**Work required**. Extract every line of the material that holds the string "React".
* start *
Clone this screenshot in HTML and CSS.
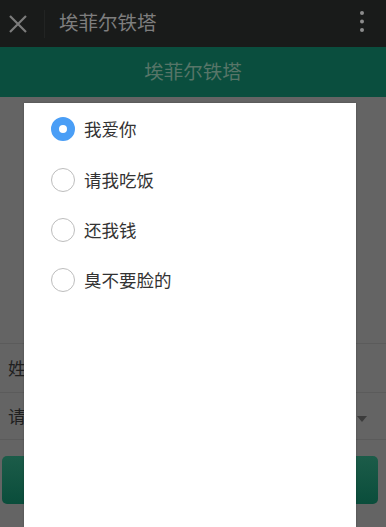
FILE: index.html
```html
<!DOCTYPE html>
<html lang="zh">
<head>
<meta charset="utf-8">
<link rel="stylesheet" href="styles.css">
</head>
<body>
<div class="page">
  <header class="topbar">
    <svg class="close" width="20" height="20" viewBox="0 0 20 20"><path d="M2 2 L18 18 M18 2 L2 18" stroke="#7c7c7c" stroke-width="2.2" fill="none"/></svg>
    <span class="divider"></span>
    <span class="title">埃菲尔铁塔</span>
    <svg class="more" width="6" height="24" viewBox="0 0 6 24"><circle cx="3" cy="3" r="2" fill="#8c8c8c"/><circle cx="3" cy="11.5" r="2" fill="#8c8c8c"/><circle cx="3" cy="20" r="2" fill="#8c8c8c"/></svg>
  </header>
  <div class="banner">埃菲尔铁塔</div>
  <div class="content">
    <div class="row">姓</div>
    <div class="row select">请<span class="caret"></span></div>
    <div class="btn"></div>
  </div>
  <div class="modal">
    <div class="option"><span class="radio on"></span><span class="label">我爱你</span></div>
    <div class="option"><span class="radio"></span><span class="label">请我吃饭</span></div>
    <div class="option"><span class="radio"></span><span class="label">还我钱</span></div>
    <div class="option"><span class="radio"></span><span class="label">臭不要脸的</span></div>
  </div>
</div>
</body>
</html>
```
FILE: styles.css
```css
* { box-sizing: border-box; }
html, body { margin: 0; padding: 0; }
body {
  width: 386px;
  height: 527px;
  overflow: hidden;
  background: #646464;
  font-family: "Noto Sans CJK SC", "Noto Sans", sans-serif;
}
.page { position: relative; width: 386px; height: 527px; }
.topbar {
  height: 47px;
  background: #191b1a;
  display: flex;
  align-items: center;
  padding-left: 8px;
}
.close { flex: none; margin-top: 1px; }
.divider {
  width: 1px;
  height: 28px;
  background: #222423;
  margin-left: 16px;
  margin-right: 14px;
}
.title {
  color: #7e7e7e;
  font-size: 19.5px;
  line-height: 1;
  flex: 1;
  margin-top: -3px;
}
.more { margin-right: 21px; margin-top: -3px; }
.banner {
  height: 50px;
  background: #0a4e3e;
  color: #577568;
  font-size: 19.5px;
  display: flex;
  align-items: center;
  justify-content: center;
  padding-bottom: 3px;
}
.content { padding-top: 246px; }
.row {
  height: 48.5px;
  border-top: 1px solid #5b5b5b;
  display: flex;
  align-items: center;
  padding-left: 8px;
  color: #1f1f1f;
  font-size: 17.5px;
  position: relative;
}
.row.select { border-bottom: 1px solid #5b5b5b; }
.caret {
  position: absolute;
  right: 19px;
  top: 23px;
  width: 0; height: 0;
  border-left: 5px solid transparent;
  border-right: 5px solid transparent;
  border-top: 6px solid #3c3c3c;
}
.btn {
  margin: 16px 8px 0 2px;
  height: 48px;
  border-radius: 5px;
  background: linear-gradient(#1c5c49, #0a4d3b);
}
.modal {
  position: absolute;
  left: 24px;
  top: 103px;
  width: 332px;
  bottom: 0;
  background: #fff;
  padding-top: 1px;
  box-shadow: 0 0 2px rgba(0,0,0,0.25);
}
.option {
  height: 50.4px;
  display: flex;
  align-items: center;
  padding-left: 27px;
}
.radio {
  width: 24px;
  height: 24px;
  border-radius: 50%;
  border: 1.5px solid #bdbdbd;
  flex: none;
}
.radio.on {
  border: 8px solid #4a9ef6;
  background: #fff;
}
.label {
  margin-left: 9px;
  font-size: 17.5px;
  color: #333;
  margin-top: -1px;
}
```
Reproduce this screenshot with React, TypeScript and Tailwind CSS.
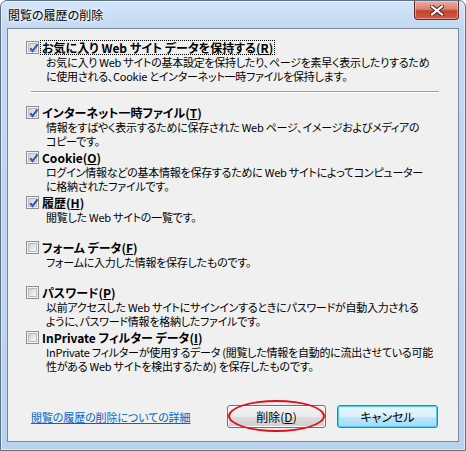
import React from "react";

const JP = "font-['Noto_Sans_CJK_JP','Noto_Sans',sans-serif] [font-feature-settings:'palt']";

function Check({ checked }: { checked: boolean }) {
  return (
    <span className="relative flex h-[13px] w-[13px] shrink-0 items-center justify-center border border-[#8e8f8f] bg-[#f4f4f4]">
      <span className="h-[9px] w-[9px] border border-[#b9bdc2] bg-[linear-gradient(135deg,#c9ccd1_0%,#e4e6e9_50%,#f8f8f8_100%)]" />
      {checked && (
        <svg className="absolute left-[1px] top-[0px]" width="12" height="12" viewBox="0 0 12 12">
          <path d="M2.2 6.2 L4.6 9 L9.6 2.4" fill="none" stroke="#3a5bb0" strokeWidth="2.2" strokeLinejoin="miter" />
        </svg>
      )}
    </span>
  );
}

function Item({
  checked,
  label,
  lines,
  focus,
}: {
  checked: boolean;
  label: React.ReactNode;
  lines: string[];
  focus?: boolean;
}) {
  return (
    <div className="flex flex-col">
      <div className="flex h-[15px] items-center gap-[2px]">
        <Check checked={checked} />
        <span
          className={
            "px-[1px] text-[12px] font-bold leading-[13px] text-black " +
            (focus ? "outline outline-1 outline-dotted outline-black" : "")
          }
        >
          {label}
        </span>
      </div>
      <div className="ml-[20px] min-h-[28px] whitespace-nowrap text-[11px] leading-[14px] tracking-[-0.25px] text-black">
        {lines.map((l, i) => (
          <div key={i}>{l}</div>
        ))}
      </div>
    </div>
  );
}

function Btn({ children, focused }: { children: React.ReactNode; focused?: boolean }) {
  return (
    <div
      className={
        "flex h-[23px] items-center justify-center rounded-[3px] border text-[12px] text-black " +
        (focused
          ? "w-[101px] border-[#3c7fb1] bg-[linear-gradient(180deg,#eaf6fd_0%,#d9f0fc_50%,#bee6fd_51%,#a7d9f5_100%)] shadow-[inset_0_0_0_1px_#48d0f3]"
          : "w-[99px] border-[#707070] bg-[linear-gradient(180deg,#f2f2f2_0%,#ebebeb_50%,#dddddd_51%,#cfcfcf_100%)] shadow-[inset_0_0_0_1px_#fcfcfc]")
      }
    >
      {children}
    </div>
  );
}

export default function App() {
  return (
    <div className={"w-[466px] h-[451px] bg-white " + JP}>
      <div className="flex h-[451px] w-[466px] flex-col rounded-t-[7px] border border-[#5d6f86] bg-[linear-gradient(180deg,#d3e5f9_0%,#c2d9f3_6%,#b9d2ef_100%)] shadow-[inset_0_0_0_1px_rgba(255,255,255,0.55)]">
        <div className="flex h-[27px] shrink-0 items-start">
          <span className="ml-[7px] mt-[7px] text-[12px] leading-[14px] text-black [text-shadow:0_0_6px_#ffffff,0_0_3px_#ffffff]">
            閲覧の履歴の削除
          </span>
          <div className="ml-auto mr-[6px] flex h-[19px] w-[45px] items-center justify-center rounded-b-[4px] border border-t-0 border-[#6e2a20] bg-[linear-gradient(180deg,#eab0a5_0%,#dc8170_45%,#c7432d_55%,#cf5a43_100%)] shadow-[inset_0_0_0_1px_rgba(255,210,200,0.5)]">
            <svg width="14" height="11" viewBox="0 0 14 11">
              <path d="M2 1.5 L12 9.5 M12 1.5 L2 9.5" stroke="#4a1a14" strokeWidth="4" strokeLinecap="square" />
              <path d="M2 1.5 L12 9.5 M12 1.5 L2 9.5" stroke="#ffffff" strokeWidth="2.2" strokeLinecap="square" />
            </svg>
          </div>
        </div>
        <div className="mx-[6px] mb-[8px] flex flex-1 flex-col border border-[#7a8797] bg-[#f0f0f0]">
          <div className="relative flex flex-1 flex-col pl-[18px] pt-[11px]">
            <Item
              checked
              focus
              label={
                <>
                  お気に入り Web サイト データを保持する(<u>R</u>)
                </>
              }
              lines={[
                "お気に入り Web サイトの基本設定を保持したり、ページを素早く表示したりするため",
                "に使用される、Cookie とインターネット一時ファイルを保持します。",
              ]}
            />
            <div className="ml-[5px] mr-[19px] mt-[8px] mb-[12px] h-[2px] border-t border-[#a0a0a0] border-b border-b-white" />
            <div className="flex flex-col gap-[2px]">
              <Item
                checked
                label={
                  <>
                    インターネット一時ファイル(<u>T</u>)
                  </>
                }
                lines={[
                  "情報をすばやく表示するために保存された Web ページ、イメージおよびメディアの",
                  "コピーです。",
                ]}
              />
              <Item
                checked
                label={
                  <>
                    Cookie(<u>O</u>)
                  </>
                }
                lines={[
                  "ログイン情報などの基本情報を保存するために Web サイトによってコンピューター",
                  "に格納されたファイルです。",
                ]}
              />
              <Item
                checked
                label={
                  <>
                    履歴(<u>H</u>)
                  </>
                }
                lines={["閲覧した Web サイトの一覧です。"]}
              />
              <Item
                checked={false}
                label={
                  <>
                    フォーム データ(<u>F</u>)
                  </>
                }
                lines={["フォームに入力した情報を保存したものです。"]}
              />
              <Item
                checked={false}
                label={
                  <>
                    パスワード(<u>P</u>)
                  </>
                }
                lines={[
                  "以前アクセスした Web サイトにサインインするときにパスワードが自動入力される",
                  "ように、パスワード情報を格納したファイルです。",
                ]}
              />
              <Item
                checked={false}
                label={
                  <>
                    InPrivate フィルター データ(<u>I</u>)
                  </>
                }
                lines={[
                  "InPrivate フィルターが使用するデータ (閲覧した情報を自動的に流出させている可能",
                  "性がある Web サイトを検出するため) を保存したものです。",
                ]}
              />
            </div>
            <div className="mt-auto mb-[13px] flex items-center pr-[20px]">
              <span className="ml-[5px] text-[11px] leading-[14px] tracking-[-0.1px] text-[#0066cc] underline">
                閲覧の履歴の削除についての詳細
              </span>
              <div className="ml-auto flex gap-[11px]">
                <div className="relative">
                  <Btn>
                    削除(<u>D</u>)
                  </Btn>
                  <div className="absolute left-[1px] top-[-5px] h-[32px] w-[97px] rounded-[50%] border-2 border-[#e0101a]" />
                </div>
                <Btn focused>キャンセル</Btn>
              </div>
            </div>
          </div>
        </div>
      </div>
    </div>
  );
}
* end *
**Answer for this exercise**.
Reproduce this screenshot with React, TypeScript and Tailwind CSS.
import React from "react";
  label: React.ReactNode;
function Btn({ children, focused }: { children: React.ReactNode; focused?: boolean }) {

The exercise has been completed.